Ob die Mietkaution jemals zurückfließt - wovon das SG ausgeht - kann nicht mit Sicherheit gesagt werden; denn es ist nicht ungewöhnlich, dass Vermieter eine Mietkaution ganz oder teilweise, z.B. wegen erforderlicher Schönheitsreparaturen, ganz oder zum Teil einbehalten.

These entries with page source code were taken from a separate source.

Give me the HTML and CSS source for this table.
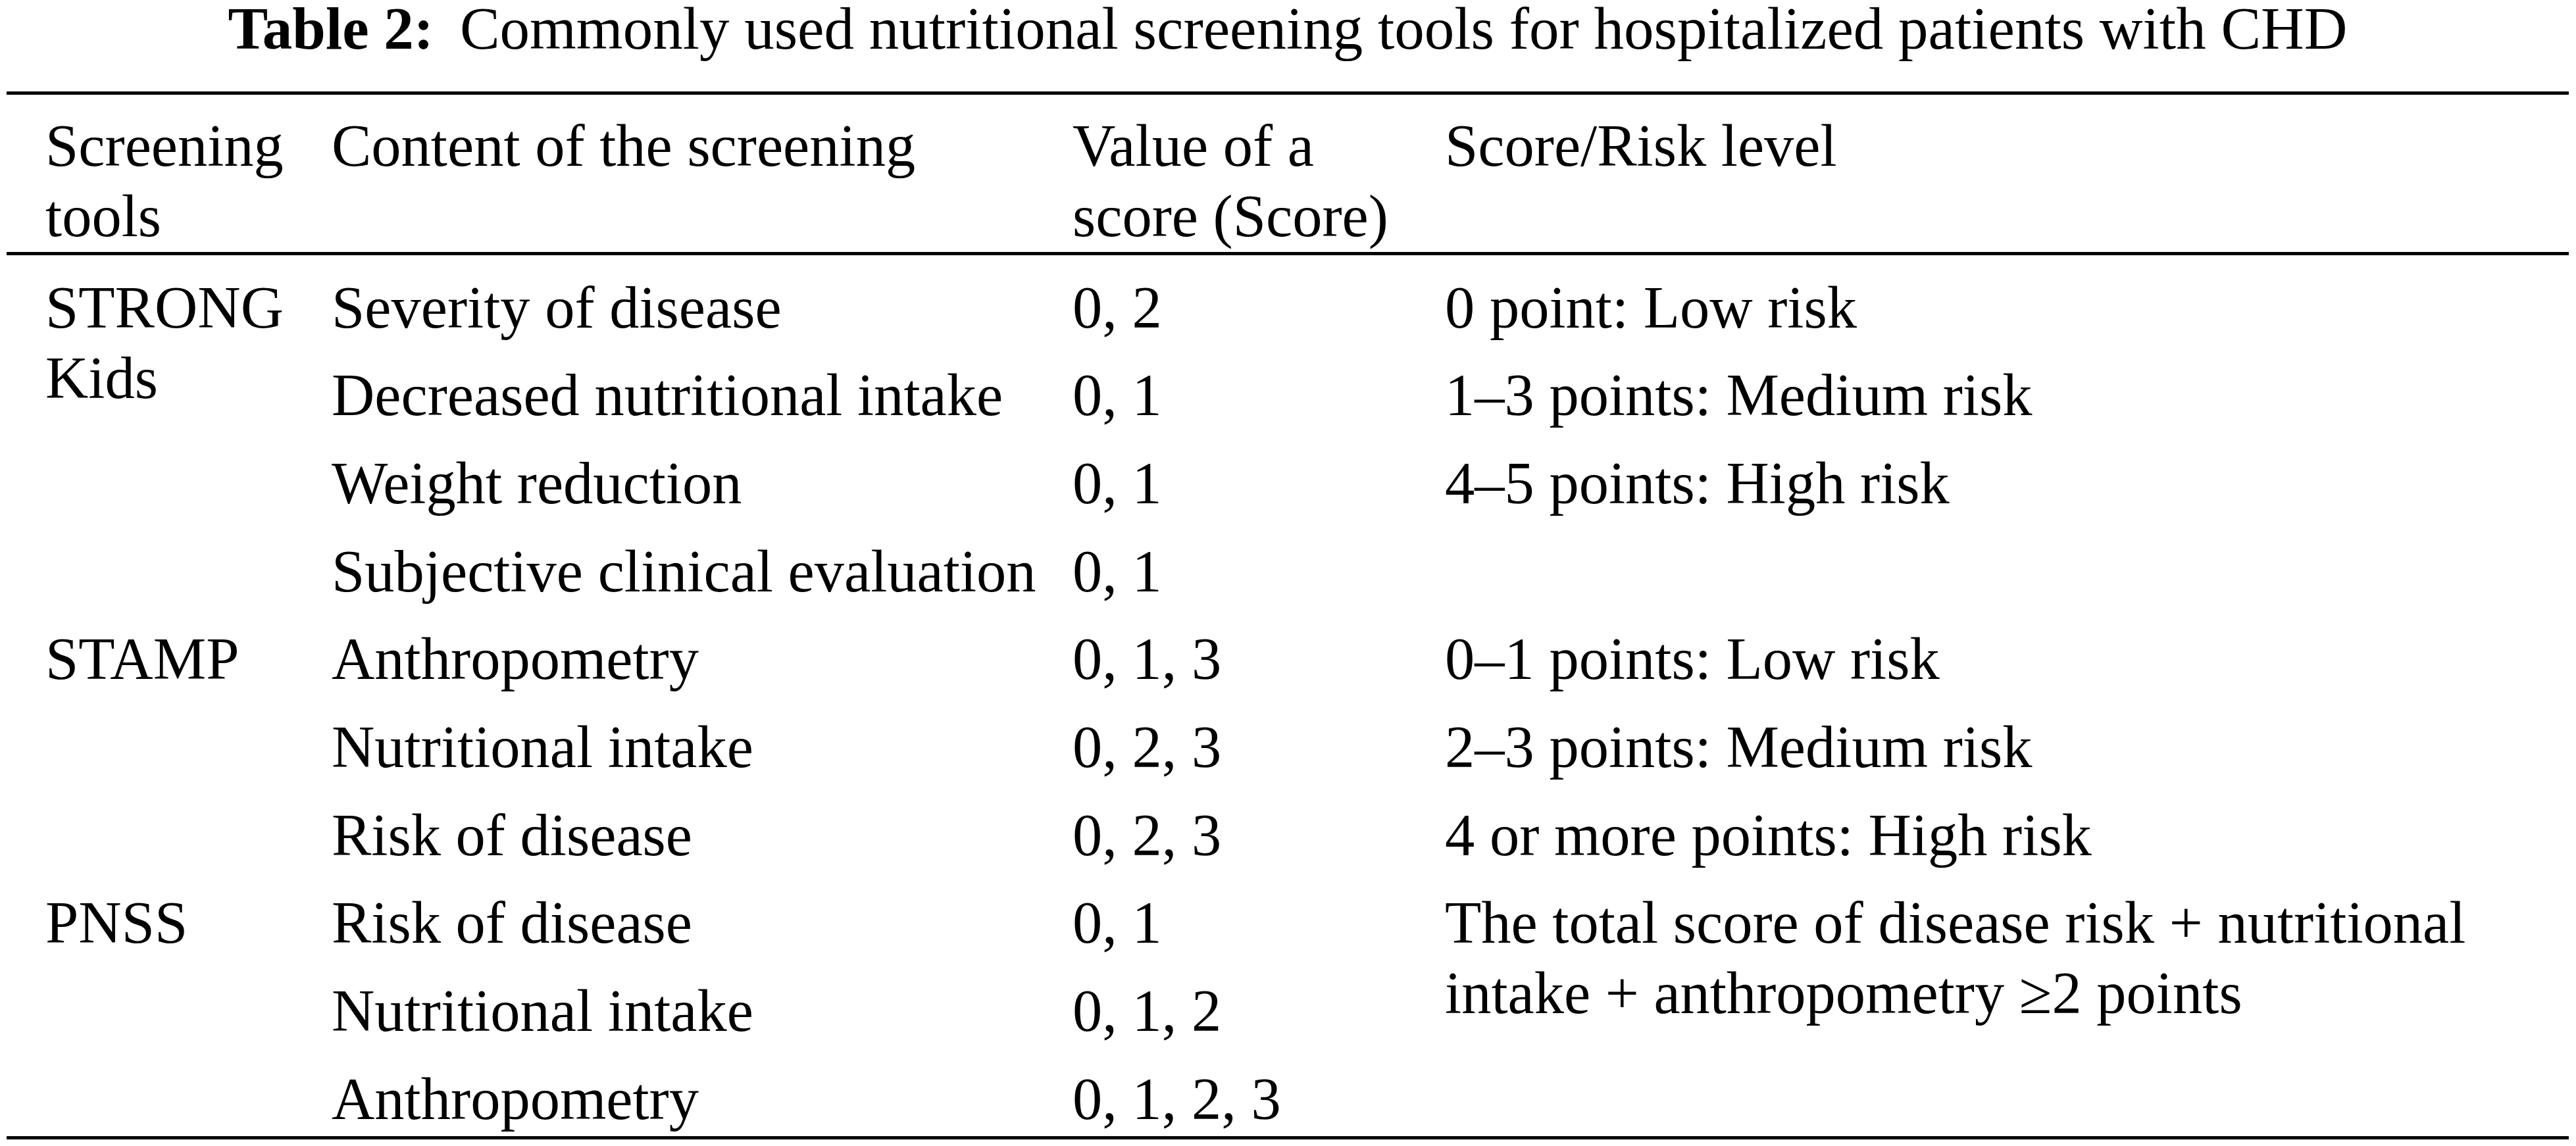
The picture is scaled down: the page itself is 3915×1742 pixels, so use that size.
FILE: index.html
```html
<!DOCTYPE html>
<html lang="en">
<head>
<meta charset="utf-8">
<title>Table 2</title>
<link rel="stylesheet" href="styles.css">
</head>
<body>
<div class="page">
  <h1 class="caption"><b class="lbl">Table 2:</b> <span class="cap-text">Commonly used nutritional screening tools for hospitalized patients with CHD</span></h1>
  <div class="table">
    <div class="grid head">
      <div class="cell">Screening tools</div>
      <div class="cell">Content of the screening</div>
      <div class="cell">Value of a score (Score)</div>
      <div class="cell">Score/Risk level</div>
    </div>
    <div class="grid body">
      <div class="cell tool span4">STRONG Kids</div>
      <div class="cell c2">Severity of disease</div>
      <div class="cell c3">0, 2</div>
      <div class="cell c4">0 point: Low risk</div>
      <div class="cell c2">Decreased nutritional intake</div>
      <div class="cell c3">0, 1</div>
      <div class="cell c4">1–3 points: Medium risk</div>
      <div class="cell c2">Weight reduction</div>
      <div class="cell c3">0, 1</div>
      <div class="cell c4">4–5 points: High risk</div>
      <div class="cell c2">Subjective clinical evaluation</div>
      <div class="cell c3">0, 1</div>
      <div class="cell c4"></div>

      <div class="cell tool span3">STAMP</div>
      <div class="cell c2">Anthropometry</div>
      <div class="cell c3">0, 1, 3</div>
      <div class="cell c4">0–1 points: Low risk</div>
      <div class="cell c2">Nutritional intake</div>
      <div class="cell c3">0, 2, 3</div>
      <div class="cell c4">2–3 points: Medium risk</div>
      <div class="cell c2">Risk of disease</div>
      <div class="cell c3">0, 2, 3</div>
      <div class="cell c4">4 or more points: High risk</div>

      <div class="cell tool span3">PNSS</div>
      <div class="cell c2">Risk of disease</div>
      <div class="cell c3">0, 1</div>
      <div class="cell c4 span3">The total score of disease risk + nutritional intake + anthropometry ≥2 points</div>
      <div class="cell c2">Nutritional intake</div>
      <div class="cell c3">0, 1, 2</div>
      <div class="cell c2">Anthropometry</div>
      <div class="cell c3">0, 1, 2, 3</div>
    </div>
  </div>
</div>
</body>
</html>
```
FILE: styles.css
```css
html, body {
  margin: 0;
  padding: 0;
  background: #ffffff;
}

body {
  font-family: "Liberation Serif", "Times New Roman", serif;
  color: #000000;
}

.page {
  width: 3915px;
  padding: 0 11px 0 10px;
  box-sizing: border-box;
}

.caption {
  margin: 0 0 51px 0;
  height: 88px;
  font-size: 91px;
  line-height: 88px;
  font-weight: normal;
  text-align: center;
  white-space: nowrap;
}

.lbl {
  font-weight: bold;
  margin-right: 17px;
}

.table {
  border-top: 5px solid #000;
  border-bottom: 5px solid #000;
  font-size: 90.5px;
  line-height: 107px;
}

.grid {
  display: grid;
  grid-template-columns: 435px 1126px 566px 1fr;
  padding-left: 59px;
}

.head {
  border-bottom: 5px solid #000;
  padding-top: 24px;
  padding-bottom: 1px;
}

.body {
  grid-template-rows: repeat(10, 133.7px);
  grid-auto-flow: row dense;
  padding-bottom: 2px;
}

.body .cell {
  padding-top: 25.5px;
}

.tool {
  grid-column: 1;
}

.c2 { grid-column: 2; }
.c3 { grid-column: 3; }
.c4 { grid-column: 4; }

.span4 { grid-row: span 4; }
.span3 { grid-row: span 3; }
```
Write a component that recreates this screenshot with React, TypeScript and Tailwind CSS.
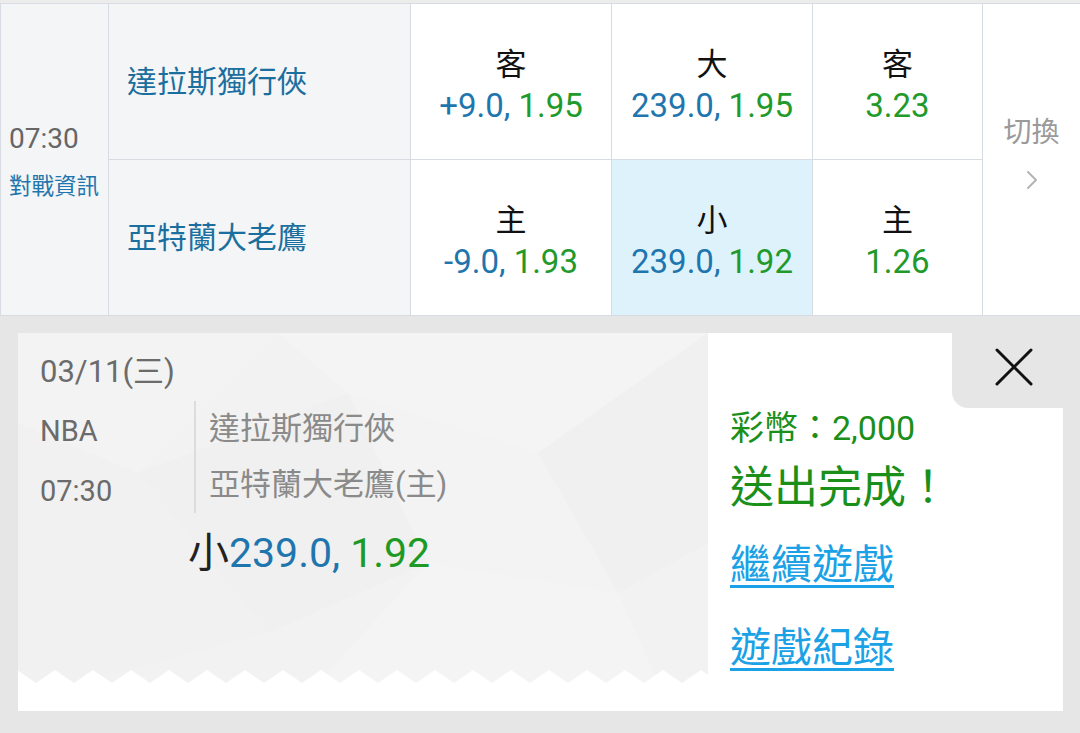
import React from "react";

const BLUE = "text-[#1f76ae]";
const GREEN = "text-[#229a2b]";

function Odds({ label, a, b, selected }: { label: string; a?: string; b: string; selected?: boolean }) {
  return (
    <div className={`flex flex-col items-center pt-[40px] ${selected ? "bg-[#def2fc]" : "bg-white"} h-full`}>
      <div className="text-[31px] leading-[41px] text-[#111]">{label}</div>
      <div className="text-[33px] leading-[42px] whitespace-nowrap">
        {a && <span className={BLUE}>{a}</span>}
        <span className={GREEN}>{b}</span>
      </div>
    </div>
  );
}

function Row({ team, cells }: { team: string; cells: { label: string; a?: string; b: string; selected?: boolean }[] }) {
  return (
    <div className="flex h-[156px] border-b border-[#d6dce1]">
      <div className="w-[302px] shrink-0 border-r border-[#d6dce1] bg-[#f4f5f6] flex items-center pl-[18px]">
        <span className="text-[30px] leading-[40px] text-[#1b6f9e]">{team}</span>
      </div>
      <div className="w-[201px] shrink-0 border-r border-[#d6dce1]">
        <Odds {...cells[0]} />
      </div>
      <div className="w-[201px] shrink-0 border-r border-[#d6dce1]">
        <Odds {...cells[1]} />
      </div>
      <div className="w-[170px] shrink-0 border-r border-[#d6dce1]">
        <Odds {...cells[2]} />
      </div>
    </div>
  );
}

export default function App() {
  return (
    <div className="w-[1080px] h-[733px] bg-[#e6e6e6] overflow-hidden font-['Roboto','Noto_Sans_CJK_TC',sans-serif]">
      <div className="h-[3px] bg-[#ececec]" />
      {/* match table */}
      <div className="flex h-[313px] border-t border-l border-[#d6dce1] bg-white">
        <div className="w-[108px] shrink-0 border-r border-b border-[#d6dce1] bg-[#f4f5f6] flex flex-col justify-center pl-[8px] pt-[6px]">
          <div className="text-[28px] leading-[46px] text-[#666]">07:30</div>
          <div className="text-[22.5px] leading-[48px] text-[#1f76ae] whitespace-nowrap">對戰資訊</div>
        </div>
        <div className="w-[874px] shrink-0 flex flex-col">
          <Row
            team="達拉斯獨行俠"
            cells={[
              { label: "客", a: "+9.0, ", b: "1.95" },
              { label: "大", a: "239.0, ", b: "1.95" },
              { label: "客", b: "3.23" },
            ]}
          />
          <Row
            team="亞特蘭大老鷹"
            cells={[
              { label: "主", a: "-9.0, ", b: "1.93" },
              { label: "小", a: "239.0, ", b: "1.92", selected: true },
              { label: "主", b: "1.26" },
            ]}
          />
        </div>
        <div className="flex-1 border-b border-[#d6dce1] bg-white flex flex-col items-center pt-[109px]">
          <div className="text-[28px] leading-[40px] text-[#9a9a9a]">切換</div>
          <svg className="mt-[15px]" width="14" height="24" viewBox="0 0 14 24" fill="none">
            <path d="M3 4 L11 12 L3 20" stroke="#b4b4b4" strokeWidth="2" strokeLinecap="round" strokeLinejoin="round" />
          </svg>
        </div>
      </div>

      {/* ticket */}
      <div className="pt-[17px] pl-[18px] pr-[17px]">
        <div className="flex h-[378px]">
          {/* left ticket */}
          <div className="w-[690px] shrink-0 flex flex-col">
            <div className="relative flex-1 bg-[#f2f2f2] overflow-hidden">
              <svg className="absolute inset-0" width="690" height="350" viewBox="0 0 690 350">
                <polygon points="0,0 260,0 120,140 0,90" fill="#f3f3f3" />
                <polygon points="260,0 690,0 520,120 330,60" fill="#f4f4f4" />
                <polygon points="120,140 330,60 410,230 250,300" fill="#f0f0f0" />
                <polygon points="0,90 120,140 250,300 60,350 0,350" fill="#f1f1f1" />
                <polygon points="520,120 690,0 690,210 600,260" fill="#f0f0f0" />
                <polygon points="410,230 600,260 640,350 300,350" fill="#f4f4f4" />
                <polygon points="330,60 520,120 600,260 410,230" fill="#f3f3f3" />
              </svg>
              <svg className="absolute left-0 bottom-0" width="690" height="13" viewBox="0 0 690 13">
                <defs>
                  <pattern id="zig" x="18" y="0" width="38" height="13" patternUnits="userSpaceOnUse">
                    <polygon points="0,13 19,0 38,13" fill="#ffffff" />
                  </pattern>
                </defs>
                <rect x="0" y="0" width="690" height="13" fill="url(#zig)" />
              </svg>
              <div className="relative pl-[22px]">
                <div className="mt-[17px] text-[31px] leading-[44px] text-[#6b6b6b]">03/11(三)</div>
                <div className="mt-[7px] flex items-start">
                  <div className="w-[154px] shrink-0 text-[29px] text-[#6b6b6b]">
                    <div className="leading-[60px]">NBA</div>
                    <div className="leading-[60px]">07:30</div>
                  </div>
                  <div className="border-l-2 border-[#dcdcdc] pl-[13px] text-[31px] text-[#8a8a8a]">
                    <div className="leading-[56px]">達拉斯獨行俠</div>
                    <div className="leading-[56px]">亞特蘭大老鷹(主)</div>
                  </div>
                </div>
                <div className="mt-[8px] pl-[148px] text-[41px] leading-[48px] whitespace-nowrap">
                  <span className="text-[#222]">小</span>
                  <span className="text-[#1f76ae]">239.0, </span>
                  <span className="text-[#1d9a26]">1.92</span>
                </div>
              </div>
            </div>
            <div className="h-[28px] bg-white" />
          </div>
          {/* right panel */}
          <div className="flex-1 bg-white flex flex-col">
            <div className="flex h-[75px]">
              <div className="flex-1" />
              <div className="w-[111px] bg-[#e6e6e6] rounded-bl-[16px] flex items-center justify-center pl-[12px] pb-[8px]">
                <svg width="38" height="38" viewBox="0 0 38 38" fill="none">
                  <path d="M2 2 L36 36 M36 2 L2 36" stroke="#111" strokeWidth="3" strokeLinecap="round" />
                </svg>
              </div>
            </div>
            <div className="pl-[22px]">
              <div className="text-[34px] leading-[40px] text-[#1a8f1a] whitespace-nowrap">彩幣：2,000</div>
              <div className="mt-[8px] text-[44px] leading-[64px] text-[#1a8f1a] whitespace-nowrap">送出完成！</div>
              <div className="mt-[17px] text-[41px] leading-[56px] text-[#1aa1e6] underline decoration-[3px] underline-offset-[6px]">繼續遊戲</div>
              <div className="mt-[27px] text-[41px] leading-[56px] text-[#1aa1e6] underline decoration-[3px] underline-offset-[6px]">遊戲紀錄</div>
            </div>
          </div>
        </div>
      </div>
    </div>
  );
}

Selbst wenn man davon ausgeht, dass die Zusicherung für die angemietete Wohnung auch nachträglich hätte erteilt werden können (so Lang in: Eicher/Spellbrink, Komm. zum SGB II, § 22 RdNr 66), steht der Verpflichtung der Bf zur Übernahme der Mietkaution entgegen, dass die Erteilung der Zusicherung jedenfalls dann im Ermessen des Leistungsträgers steht, wenn die Gründe für den Umzug nicht so erheblich sind, dass von der Erforderlichkeit ausgegangen werden kann (Schmidt in: Oestreicher, SGB XII/II, § 22 RdNr 69a). Das SG hätte die Bf daher nur dazu verpflichten können, über den Antrag des Bg unter Beachtung seiner Auffassung erneut zu entscheiden. Ob die Bf ermessensfehlerhaft gehandelt hat, kann im Rahmen eines Eilverfahrens bei einer summarischen Überprüfung nicht gesagt werden.

Die Kostenentscheidung beruht auf entsprechender Anwendung des § 193 SGG.

Dieser Beschluss ist gemäß § 177 SGG nicht mit einem weiteren Rechtsmittel anfechtbar.